The fight against the growing terrorism that affects countries in Africa, such as Mozambique, is resulting in human rights violations, namely by the Russian paramilitary group Wagner, denounced the interim director general of the organization Human Rights Watch, Tirana Hassan.

While acknowledging the terrorism that “has plagued certain countries in Africa”, such as Mozambique and the Sahel region, the official stressed that violence is not limited to insurgent groups, and that the organization has recorded human rights violations in operations to combat terrorism.

Hassan warned of “gross violations of human rights, including killings of insurgents and deaths of civilians, mass and arbitrary arrests, all under the guise of counterterrorism”.

“We have seen it in Mali, for example, where the Wagner Group entered as a private militia to play a role in counterterrorism operations,” she said, in an interview with the Lusa agency, arguing that abuses “need to be curbed immediately throughout the continent”.

According to Human Rights Watch’s annual report, published today, Malian soldiers and allied foreign security forces are responsible for hundreds of unlawful killings of suspects and civilians, mainly during counterterrorism operations in the Mopti and Ségou regions.

“In March, Malian and allied security forces allegedly summarily executed more than 300 men in custody, including suspected Islamist fighters, in Moura, in central Mali,” he described, referring to other incidents involving the death of more than a hundred men and the rape of women.

The Russian private military company Wagner, owned by an oligarch close to Russian President Vladimir Putin, has a presence in several African countries, including the Central African Republic, Sudan, Mali and Burkina Faso.

The group was sanctioned in 2021 by the European Union and the United Kingdom for fomenting violence, looting natural resources and intimidating civilians, resorting to “torture and extrajudicial, summary or arbitrary executions”, in countries where it is present, such as Libya, Syria, Ukraine and the Central African Republic.

The Russian mercenaries were recruited by African leaders to relieve France’s Barkhane operation, which pulled out of Africa in November after nine years of fighting Islamic fundamentalist groups linked to al-Qaida or the Islamic State group.

These groups are responsible for attacks in several countries in the Sahel region, North Africa, and are gradually expanding their activities to the Gulf of Guinea.

For five years now, armed insurgents have also been active in northern Mozambique, in Cabo Delgado province, where some attacks have been claimed by the extremist group Islamic State.

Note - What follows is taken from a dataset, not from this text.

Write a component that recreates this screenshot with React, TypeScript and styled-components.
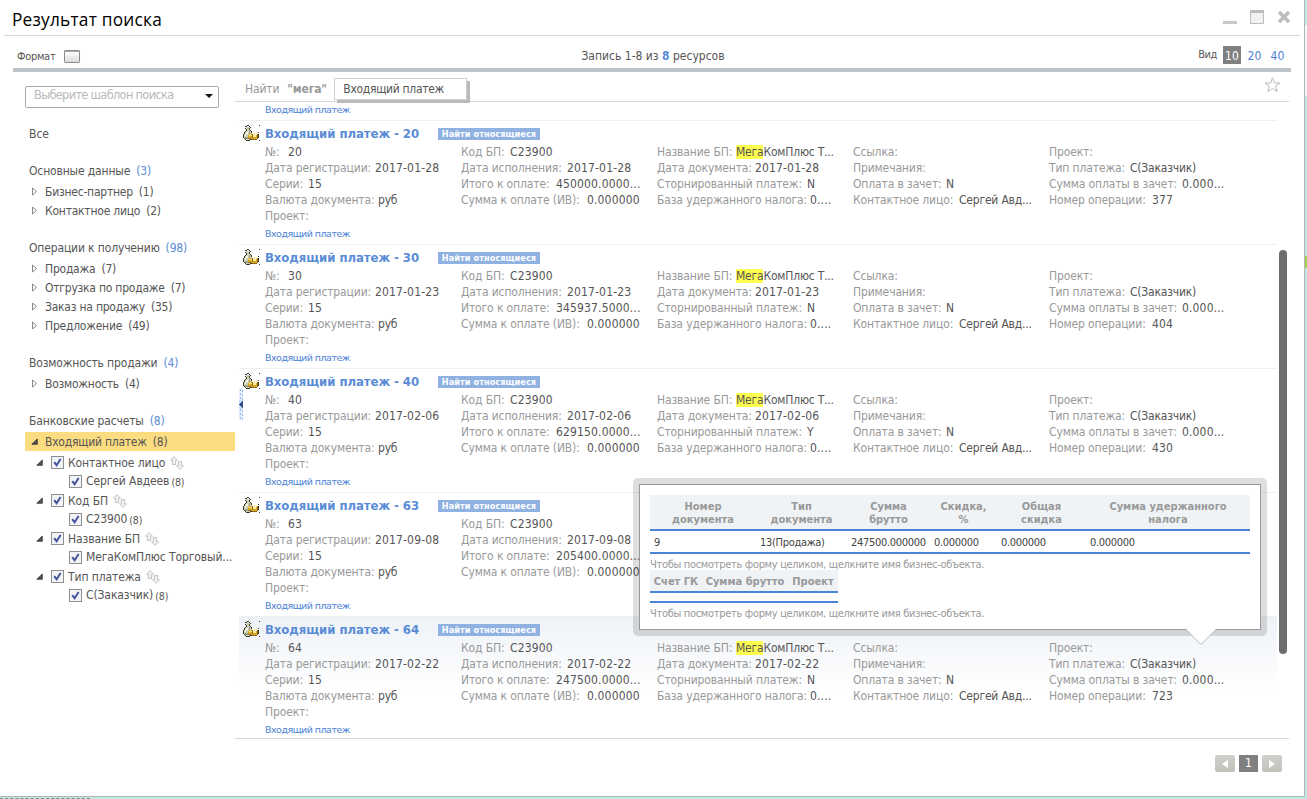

The insurgency has already made at least one million people displaced and around 4,000 dead, which has led to a military response since July 2021 with support from Rwanda and the Southern African Development Community (SADC).

On Tuesday, the Armed Forces of South Africa announced the opening of an investigation into the alleged involvement of soldiers from the SADC regional military force in Mozambique (SAMIM) in a video that shows troops burning bodies in that territory.

The video, released on social media, shows soldiers allegedly from the South African army and other unknown elements throwing corpses into a burning pile of rubble, according to military authorities in Pretoria.